A palavra "harmonia" significa música, mas apenas secundariamente;
originalmente, quer dizer matemática.
A
matemática foi a grande paixão de Pitágoras, bem como
a proporção abstrata, o número, de que aquêle espírito
devoto e austero fêz o princípio mesmo da craição e
da conservação do mundo. Naqueles dias remotos, êle
olhava para a natureza como alguém que a conhece, que
havia sido iniciado; e pela primeira vez falou nela,
sublimemente, como num "cosmos", como ordem e harmonia,
como sistema espiritual e sonoro das esferas. Visto
que o número e a relação numérica estão no próprio âmago
do ser, essa concepção une reverentemente tudo o que
é belo, verdadeiro e racionalmente moral. Mas o mundo
não é todo êle acôrdo e harmonia de esferas; êle possui
tendências irracionais e demoníacas que os gregos não
desprezam, mas procuraram dominar e integrar em sua
religião. Assim o culto de Eleusis adorava as fôrças
obscuras do mundo inferior. E o pensamento pitagórico
também tinha as caracteristicas de um mistério religioso,
daqueles ritos secretos que incluiam uma espécie de
drama sagrado e tiveram grande influência no desenvolvimento
da filosofia grega.
Essas
cerimônias religiosas implicavam uma situação do mundo
como um todo, tanto o racional como o irracional. A
mais bela herança que devemos aos gregos é êsse conceito
cultural que insiste numa piedosa e santificante inclusão
das fôrças da treva no culto dos deuses. Se o mundo
é música, inversamente, a música é o reflexo do mundo,
de um cosmos semeado de fôrças demoníacas.
Música
é número, a adoração do número, é álgebra ressonante.

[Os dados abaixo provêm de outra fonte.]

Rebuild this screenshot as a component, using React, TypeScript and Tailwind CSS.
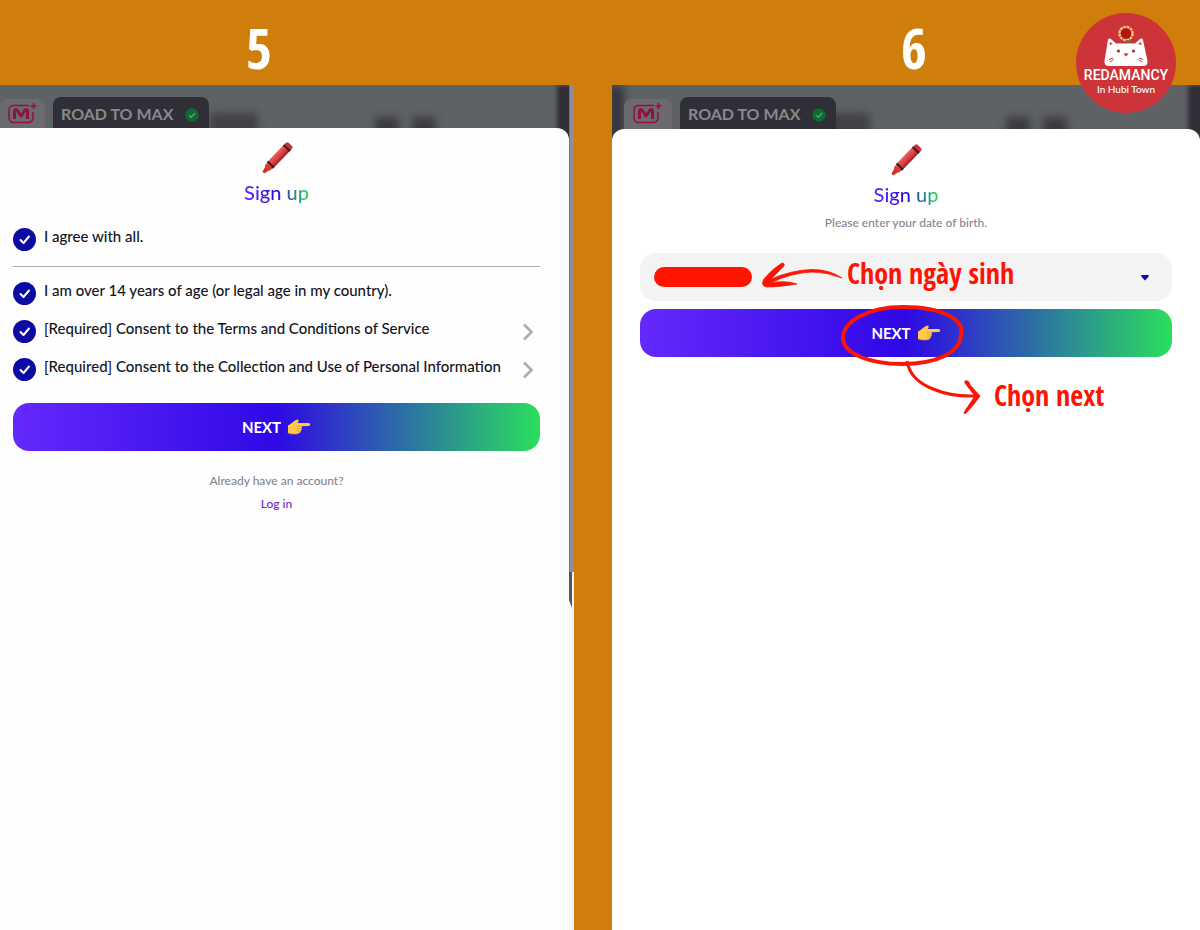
import type { ReactNode } from "react";

const Crayon = () => (
  <svg width="32" height="32" viewBox="0 0 32 32" aria-hidden="true">
    <defs>
      <linearGradient id="crayon" x1="0" y1="0" x2="0" y2="1">
        <stop offset="0" stopColor="#ee5f60" />
        <stop offset="0.6" stopColor="#d93a40" />
        <stop offset="1" stopColor="#8e1f27" />
      </linearGradient>
    </defs>
    <g transform="rotate(-46 16 16)">
      <path d="M-3.500 15 L2.500 13.400 V19 L-3.500 17.600 Q-5 16 -3.500 15Z" fill="#d92b20" />
      <rect x="1.500" y="12.400" width="4" height="7.400" rx="1.500" fill="#e0382a" />
      <rect x="4.500" y="11.700" width="29" height="8.800" rx="1.500" fill="url(#crayon)" />
      <rect x="6" y="11.700" width="2" height="8.800" fill="#35171a" />
      <rect x="29" y="11.700" width="2" height="8.800" fill="#35171a" />
      <rect x="31" y="11.900" width="4" height="8.400" rx="2" fill="#c4323a" />
    </g>
  </svg>
);

const Hand = () => (
  <svg width="24" height="16" viewBox="0 0 24 16" aria-hidden="true">
    <path
      d="M1 6.500 Q3 5.500 5.500 3.500 Q8 1.200 10.500 0.600 Q12.400 0.500 11.600 2.300 L10.600 4 H21.500 Q23.300 4.200 23.200 5.700 Q23 7 21.500 7.100 L14.500 7.300 Q15.500 8.400 14.600 9.500 Q15 11 13.800 11.900 Q13.900 13.400 12.300 14 Q11 15.200 7 14.900 Q3 14.800 1 13.900Z"
      fill="#fdca4a"
    />
    <path
      d="M14.500 7.300 H10 M14.600 9.600 H10.300 M13.800 12 H10.300 M1 13.900 Q4 15.300 8 15 Q11.600 15 12.500 13.900"
      fill="none"
      stroke="#e09a2c"
      strokeWidth="0.700"
      strokeLinecap="round"
    />
  </svg>
);

const MLogo = () => (
  <svg width="30" height="22" viewBox="0 0 30 22" fill="none" aria-hidden="true">
    <path
      d="M21 2.500 H6 Q1 2.500 1 7.500 V14.500 Q1 19.500 6 19.500 H20 Q25 19.500 25 14.500 V9"
      stroke="#8f1146"
      strokeWidth="1.500"
    />
    <path
      d="M6.500 16 V9 Q6.500 5.500 9 7 L13 13 L17 7 Q19.500 5.500 19.500 9 V16"
      stroke="#8f1146"
      strokeWidth="3"
      strokeLinejoin="round"
    />
    <path d="M25.500 0 V6 M22.500 3 H28.500" stroke="#8f1146" strokeWidth="1.600" />
  </svg>
);

const Verified = () => (
  <svg width="14" height="14" viewBox="0 0 14 14" aria-hidden="true">
    <path
      d="M7 0 L8.700 1.100 L10.700 0.900 L11.500 2.700 L13.300 3.700 L13 5.700 L14 7 L13 8.600 L13.200 10.500 L11.400 11.400 L10.500 13.200 L8.500 13 L7 14 L5.400 13 L3.500 13.200 L2.600 11.400 L0.800 10.500 L1 8.500 L0 7 L1 5.400 L0.800 3.500 L2.600 2.600 L3.500 0.800 L5.400 1Z"
      fill="#0b6b30"
    />
    <path d="M4.200 7.200 L6.300 9.200 L10 5" fill="none" stroke="#6f9a80" strokeWidth="1.300" />
  </svg>
);

// dimmed page behind the sheet
const Backdrop = ({ inset }: { inset?: boolean }) => (
  <div
    className={`relative overflow-hidden flex gap-2 pt-3 bg-[#5f6265] ${
      inset ? "h-14 pl-3" : "h-[55px]"
    }`}
  >
    {inset && <div className="absolute -left-1 top-0 h-full w-4 bg-[#36353d] blur-xs" />}
    <div className="absolute left-[210px] top-7 h-8 w-12 bg-[#414143] blur-xs" />
    <div className="absolute right-[170px] top-8 h-8 w-6 bg-[#3b3b3d] blur-xs" />
    <div className="absolute right-[133px] top-8 h-8 w-6 bg-[#3b3b3d] blur-xs" />
    <div className="absolute -right-1 top-0 h-full w-4 bg-[#302e37] blur-[2px]" />
    <div
      className={`relative flex shrink-0 justify-center rounded-lg bg-[#6b6b6d] pt-1 mt-[2px] ${
        inset ? "w-12" : "w-[45px]"
      }`}
    >
      <MLogo />
    </div>
    <div className="relative flex h-12 shrink-0 items-start gap-3 rounded-lg bg-[#302f37] pr-[10px] pl-2 pt-[5px]">
      <span className="text-[16px] leading-6 font-bold text-[#89898c]">ROAD TO MAX</span>
      <span className="pt-[6px]">
        <Verified />
      </span>
    </div>
  </div>
);

const Heading = () => (
  <div className="flex flex-col items-center">
    <Crayon />
    <h2 className="mt-[6px] bg-linear-to-r/srgb from-[#6429fb] via-[#2f08d6] via-50% to-[#2adf5d] bg-clip-text text-[20px] leading-6 font-medium text-transparent">
      Sign up
    </h2>
  </div>
);

const NextButton = () => (
  <button
    type="button"
    className="flex h-12 w-full items-center justify-center gap-[6px] rounded-2xl bg-linear-to-r/srgb from-[#6429fb] via-[#2f08e6] via-50% to-[#2adf5d] text-[15px] font-bold text-white"
  >
    NEXT
    <Hand />
  </button>
);

const Agreement = ({ children, link }: { children: ReactNode; link?: boolean }) => (
  <div className="flex h-[38px] items-start justify-between">
    <label className="flex items-start gap-2">
      <span className="grid shrink-0">
        <input
          type="checkbox"
          defaultChecked
          className="col-start-1 row-start-1 size-[23px] appearance-none rounded-full bg-[#0c0ba4]"
        />
        <svg
          viewBox="0 0 23 23"
          className="pointer-events-none col-start-1 row-start-1 size-[23px]"
          aria-hidden="true"
        >
          <path
            d="M7.500 12 L10.500 15 L16 8.500"
            fill="none"
            stroke="#fff"
            strokeWidth="2"
            strokeLinecap="round"
            strokeLinejoin="round"
          />
        </svg>
      </span>
      <span className="text-[15px] leading-4 font-medium text-[#14141c]">{children}</span>
    </label>
    {link && (
      <button type="button" aria-label="View details" className="pt-[3px] pr-[6px]">
        <svg width="12" height="18" viewBox="0 0 12 18" aria-hidden="true">
          <path d="M2 1.500 L9.500 9 L2 16.500" fill="none" stroke="#adadad" strokeWidth="2.600" />
        </svg>
      </button>
    )}
  </div>
);

const Badge = () => (
  <div className="absolute top-[13px] right-6 flex size-[100px] flex-col items-center rounded-full bg-[#cd3439] pt-3 text-white">
    <svg width="46" height="42" viewBox="0 0 46 42" aria-hidden="true">
      <circle cx="23" cy="8.500" r="6.500" fill="none" stroke="#f6cf7c" strokeWidth="2.400" strokeDasharray="2.700 0.700" />
      <circle cx="23" cy="8.500" r="5.200" fill="#b81313" />
      <path d="M25 15 V18 M22 17 Q25 14.500 28 17" stroke="#4e8a33" strokeWidth="1.600" fill="none" />
      <path
        d="M5 14.500 Q6.500 12.500 8.500 14.500 L13 18.500 H32 L36.500 14.500 Q39 12.500 40 15 L44.500 36 Q45 41 40 41 H6 Q1 41 1.500 36Z"
        fill="#fff"
      />
      <path d="M7 17 L6.500 20 L10 19Z M38 17 L38.500 20 L35 19Z" fill="#cd3439" />
      <circle cx="15.500" cy="26" r="1.600" fill="#b3262c" />
      <circle cx="30.500" cy="26" r="1.600" fill="#b3262c" />
      <path d="M20.500 28.500 H25.500 L23 31.500Z" fill="#b3262c" />
      <path
        d="M6 34.500 L10 33 M7 37 L10.500 34.500 M40 34.500 L36 33 M39 37 L35.500 34.500"
        stroke="#cd3439"
        strokeWidth="1"
      />
    </svg>
    <span className="font-['Roboto'] text-[14px] leading-4 font-medium">REDAMANCY</span>
    <span className="text-[10px] leading-3 font-medium">In Hubi Town</span>
  </div>
);

const Notes = () => (
  <div className="pointer-events-none absolute top-0 left-1/2 h-[170px] w-[532px] -translate-x-1/2 text-[28px] leading-8 font-bold text-[#fb1505] font-['Open_Sans_Condensed','Roboto_Condensed','Noto_Sans_Condensed','Liberation_Sans_Narrow',sans-serif]">
    <svg width="532" height="170" viewBox="0 0 532 170" fill="none" aria-hidden="true">
      <rect x="14" y="14" width="98" height="20" rx="10" fill="#fe1400" />
      <path
        d="M202 25 Q187 19 172 19 Q150 20 131 30 Q145 27 157 31 Q140 34 127 34 Q120 33 124 26 Q131 17 142 10 Q145 10 144 13 L131 26 Q152 17 172 16.500 Q190 16.500 202 25Z"
        fill="#fb1505"
        stroke="#fb1505"
        strokeWidth="0.800"
      />
      <path
        d="M321 82 C325 68 305 54 263 54 C227 54 203 69 203 85 C203 101 231 111 262 111 C296 111 320 100 321 82Z"
        stroke="#fb1505"
        strokeWidth="4"
      />
      <path d="M267 108 Q270 127 293 136 Q312 144 336 143" stroke="#fb1505" strokeWidth="3" />
      <path
        d="M325 128 Q329 127 330 132 L340 143 Q333 153 326 160 Q323 162 325 158 L335 143 L325 130Z"
        fill="#fb1505"
        stroke="#fb1505"
        strokeWidth="1"
      />
    </svg>
    <span className="absolute top-1 left-[207px] whitespace-nowrap">Chọn ngày sinh</span>
    <span className="absolute top-[126px] left-[354px] whitespace-nowrap">Chọn next</span>
  </div>
);

const App = () => {
  return (
    <main className="relative grid min-h-screen grid-cols-[574fr_588fr] grid-rows-[85px_1fr] gap-x-[38px] bg-[#cf7d0b] font-['Lato',sans-serif]">
      <div className="flex items-center justify-center pt-2 pr-14 text-[56px] font-bold text-white font-['Open_Sans_Condensed','Roboto_Condensed','Noto_Sans_Condensed','Liberation_Sans_Narrow',sans-serif]">
        5
      </div>
      <div className="flex items-center justify-center pt-2 pl-4 text-[56px] font-bold text-white font-['Open_Sans_Condensed','Roboto_Condensed','Noto_Sans_Condensed','Liberation_Sans_Narrow',sans-serif]">
        6
      </div>

      <section className="flex bg-white">
        <div className="flex min-w-0 flex-1 flex-col">
          <Backdrop />
          <div className="relative -mt-3 flex-1 rounded-tr-xl bg-[#fefefe] pt-[14px] pr-[29px] pl-[13px]">
            <Heading />
            <div className="mt-[24px] border-b border-[#ababab]">
              <Agreement>I agree with all.</Agreement>
            </div>
            <div className="mt-[15px] mb-[7px]">
              <Agreement>I am over 14 years of age (or legal age in my country).</Agreement>
              <Agreement link>[Required] Consent to the Terms and Conditions of Service</Agreement>
              <Agreement link>
                [Required] Consent to the Collection and Use of Personal Information
              </Agreement>
            </div>
            <NextButton />
            <div className="mt-[18px] flex flex-col items-center text-[12px] leading-[23px] font-medium">
              <p className="text-[#85858d]">Already have an account?</p>
              <a href="#login" className="text-[#6a2bc4]">
                Log in
              </a>
            </div>
          </div>
        </div>
        {/* scrollbar */}
        <div className="w-[5px] bg-[#f7f7fb]">
          <div className="h-[487px] border-l border-[#74747f] bg-[#8d8d9b]" />
          <svg width="5" height="36" viewBox="0 0 5 36" aria-hidden="true">
            <path d="M0 0 H3 V36 L0 28Z" fill="#515566" />
          </svg>
        </div>
      </section>

      <section className="flex flex-col bg-white">
        <Backdrop inset />
        <div className="relative -mt-3 flex-1 rounded-t-xl bg-white px-7 pt-[15px]">
          <Heading />
          <p className="mt-[7px] text-center text-[12px] leading-5 font-medium text-[#85858d]">
            Please enter your date of birth.
          </p>
          <div className="relative mt-5">
            <div className="relative">
              <select
                aria-label="Date of birth"
                className="h-12 w-full appearance-none rounded-2xl bg-[#f3f3f3] px-4"
              >
                <option value=""></option>
              </select>
              <svg
                width="8"
                height="6"
                viewBox="0 0 8 6"
                className="pointer-events-none absolute top-[22px] right-[23px]"
                aria-hidden="true"
              >
                <path d="M1 0 H7 Q8.500 0.500 7.300 2 L4 5.500 L0.700 2 Q-0.500 0.500 1 0Z" fill="#0c0ba4" />
              </svg>
            </div>
            <div className="mt-2">
              <NextButton />
            </div>
            <Notes />
          </div>
        </div>
      </section>

      <Badge />
    </main>
  );
};

export default App;
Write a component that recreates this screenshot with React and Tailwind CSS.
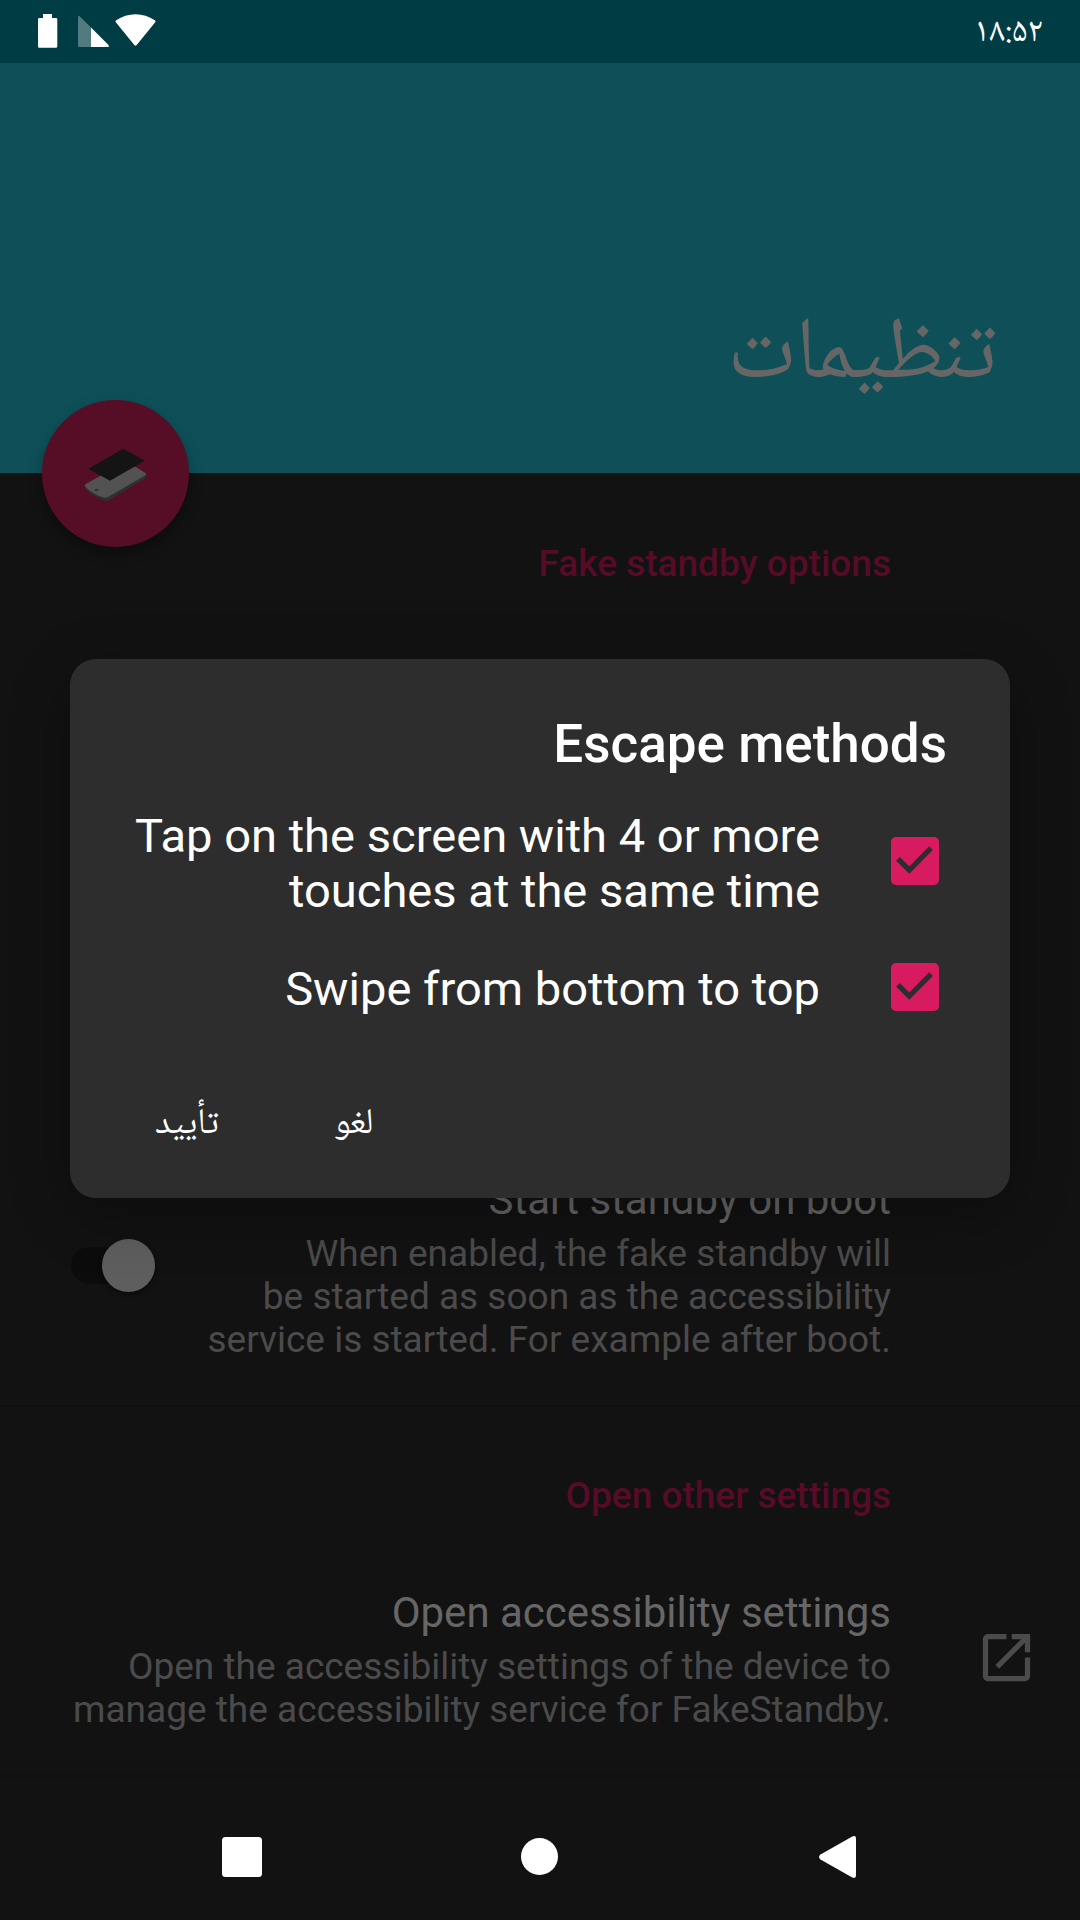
function StatusBar() {
  return (
    <header className="flex h-[63px] items-start justify-between bg-[#003c43]">
      <svg className="h-[63px] w-[200px]" viewBox="0 0 200 63" fill="#fff">
        <path d="M43 14h9v4h4q1.300 0 1.300 1.300v27q0 1.500-1.300 1.500H39.300q-1.300 0-1.300-1.300V19.300Q38 18 39.300 18H43z" />
        <path d="M78 17.200q0-2.400 1.800-.6L91 27.600V47H79.300Q78 47 78 45.700z" opacity=".32" />
        <path d="M91 27.600 108.500 45q1 2-.8 2H91z" />
        <path d="M115.800 22.300q-1-1 .4-2Q125 14.200 135.500 14.200t19.300 6.100q1.400 1 .4 2L136.700 45q-1.200 1.300-2.400 0z" />
      </svg>
      <span dir="ltr" className="mr-[37px] mt-[14px] font-['Noto_Naskh_Arabic','Noto_Sans_Arabic','DejaVu_Sans',sans-serif] text-[34.5px] leading-[40px] text-white">۱۸:۵۲</span>
    </header>
  );
}

function Fab() {
  return (
    <div className="absolute left-[42px] top-[400px] size-[147px] rounded-full bg-[#560d26] shadow-[0_6px_14px_rgba(0,0,0,0.35)]">
      <svg className="size-full" viewBox="0 0 147 147">
        <path d="M42.700 85.500v3Q51 97 63 100.700q2 .6 3.500-.3L104.500 78v-3z" fill="#2f2f2f" />
        <path d="M43.500 84.300 85 60.500l8 6 10.500 6.500q1.500 1.200 0 2.200L66 97q-2 1-4.200.5Q50 94 43.200 86.500q-.9-1.300.3-2.200z" fill="#525252" />
        <ellipse cx="54.500" cy="90" rx="2" ry="1.200" fill="#333" />
        <path d="M81.300 48.700 102.700 60.700 68 80.700 46.300 68.700z" fill="#141414" />
      </svg>
    </div>
  );
}

function CheckRow({ children, className }) {
  return (
    <div className={className}>
      <span dir="ltr" className="w-[750px] whitespace-pre-line text-right text-[47.100px] leading-[55px] text-white">{children}</span>
      <svg className="relative -top-[2px] ml-[71px] size-[48px]" viewBox="0 0 48 48">
        <rect width="48" height="48" rx="5" fill="#d81b60" />
        <path d="M7 21.800 18.300 33 40 11.200" fill="none" stroke="#2d2d2d" strokeWidth="5.200" />
      </svg>
    </div>
  );
}

function Dialog() {
  return (
    <section className="absolute left-[70px] top-[659px] flex h-[539px] w-[940px] flex-col rounded-[26px] bg-[#2d2d2d] shadow-[0_16px_60px_rgba(0,0,0,0.3)]">
      <h2 className="mr-[63px] mt-[54px] text-right text-[53px] font-medium leading-[62px] text-white">Escape methods</h2>
      <CheckRow className="mt-[33px] flex h-[110px] items-center">{"Tap on the screen with 4 or more\ntouches at the same time"}</CheckRow>
      <CheckRow className="mt-[43px] flex h-[55px] items-center">Swipe from bottom to top</CheckRow>
      <div className="ml-[85px] mt-[85px] flex items-start gap-[115px] font-['Noto_Naskh_Arabic','Noto_Sans_Arabic','DejaVu_Sans',sans-serif] text-[36px] leading-[50px] text-white">
        <span className="w-[64px] whitespace-nowrap">تأیید</span>
        <span className="whitespace-nowrap">لغو</span>
      </div>
    </section>
  );
}

export default function App() {
  return (
    <main className="relative flex h-[1920px] w-[1080px] flex-col overflow-hidden bg-[#121212] font-['Roboto',sans-serif]">
      <StatusBar />
      <div className="flex h-[410px] flex-col items-end justify-end bg-[#0f5058] pb-[60px] pr-[83px]">
        <h1 dir="rtl" className="font-['Noto_Naskh_Arabic','Noto_Sans_Arabic','DejaVu_Sans',sans-serif] text-[88px] leading-[110px] text-[#666]">تنظیمات</h1>
      </div>
      <section className="flex h-[934px] flex-col border-b-2 border-[#0f0f0f] pr-[189px] text-right">
        <h3 className="mt-[69px] text-[37px] font-medium leading-[43px] text-[#560b26]">Fake standby options</h3>
        <div className="mt-[590px] flex">
          <div className="ml-[71px] mt-[63px] flex h-[54px] w-[84px] items-center">
            <div className="flex h-[37px] w-[70px] items-center rounded-full bg-[#0c0c0c]">
              <div className="ml-[31px] size-[53px] shrink-0 rounded-full bg-[#5e5e5e] shadow-[0_2px_5px_rgba(0,0,0,0.5)]" />
            </div>
          </div>
          <div className="flex-1">
            <p className="text-[42px] leading-[49px] text-[#666]">Start standby on boot</p>
            <p className="mt-[8px] whitespace-pre-line text-[37px] leading-[43px] text-[#4b4b4b]">{"When enabled, the fake standby will\nbe started as soon as the accessibility\nservice is started. For example after boot."}</p>
          </div>
        </div>
      </section>
      <section className="flex h-[370px] flex-col border-b-2 border-[#0f0f0f]">
        <h3 className="mr-[189px] mt-[67px] text-right text-[37px] font-medium leading-[43px] text-[#560b26]">Open other settings</h3>
        <div className="mr-[42px] mt-[71px] flex justify-end">
          <div className="text-right">
            <p className="text-[42px] leading-[49px] text-[#666]">Open accessibility settings</p>
            <p className="mt-[8px] whitespace-pre-line text-[37px] leading-[43px] text-[#4b4b4b]">{"Open the accessibility settings of the device to\nmanage the accessibility service for FakeStandby."}</p>
          </div>
          <svg className="ml-[84px] mt-[38px] size-[63px]" viewBox="0 0 24 24" fill="#4b4b4b">
            <path d="M19 19H5V5h7V3H5c-1.110 0-2 .9-2 2v14c0 1.100.89 2 2 2h14c1.100 0 2-.9 2-2v-7h-2zM14 3v2h3.590l-9.830 9.830 1.410 1.410L19 6.410V10h2V3z" />
          </svg>
        </div>
      </section>
      <nav className="flex flex-1">
        <svg className="h-[143px] w-[1080px]" viewBox="0 1777 1080 143" fill="#fff">
          <rect x="222" y="1837" width="40" height="40" rx="3.500" />
          <circle cx="539.500" cy="1856.500" r="18.500" />
          <path d="M820.500 1859.500q-3-2.500 0-5L852.300 1836.400q3.700-1.500 3.700 2v37.200q0 3.500-3.700 2z" />
        </svg>
      </nav>
      <Fab />
      <Dialog />
    </main>
  );
}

Mas a própria essência do número não conterá um elemento
de mágica, um toque de feitiçaria? A música é uma teologia
do número, uma arte austera e divina, mas uma arte em
que todos os demônios estão interessados e que, entre
tôdas as artes, é a mais susceptível ao demoníaco. Pois
ela é ao mesmo tempo código moral e sedução, lucidez
e embriaguez, um apêlo ao mais intenso estado de alerta
e um convitre ao mais doce sonho de encantamento, razão
e anti-razão - em suma, um Mistério com tôda a iniciação
e os ritos educativos que desde Pitágoras foram parte
integrante de todos os mistérios. E os sacerdotes e
mestres da música são os iniciados, os preceptores dêsse
ser duplo, a totalidade demoníaco-divina do mundo. Vida,
humanidade e cultura.
Durante
as últimas décadas os povos do ocidente, os alemães
em primeiro lugar, ficaram decepcionados com a razão,
na qual tinham posto excessiva confiança. E assim, numa
espécie de voluptuoso desespêro, dedicaram-se a um culto
exagerado e tendencioso das fôrças da treva, ao irracional
e ao demoníaco. Pensaram ver a vida na anti-razão. Julgaram-na
chamados a defendê-los contra a inteligência, e assim
fazendo perderam de vista o verdadeiro conceito de humanidade,
que nunca é uma parte ou outra, mas só atinge a realização
no Mistério do todo. Num tremendo sofrimento, êsses
povos do Ocidente voltam-se para recuperar êsse conceito
religioso. Apoderou-se dêles uma esperança apaixonada
no sentido de um mundo melhor e mais justo mais
justo em todos os sentidos, inclusive o de um equilíbrio
humano mais feliz. É a esperança de uma humanidade que,
ao invés de reprimir e portanto exasperar o irracional,
aceita francamente, venera e portanto santifica essas
fôrças demoníacas e coloca-as ao serviço da cultura.
Não
admira que tantos corações se inclinem com maior fervor
e ansiedade do que nunca para os mistérios da música
e que ao mesmo tempo os problemas da educação tomem
o primeiro lugar nos pensamentos e nos debates públicos.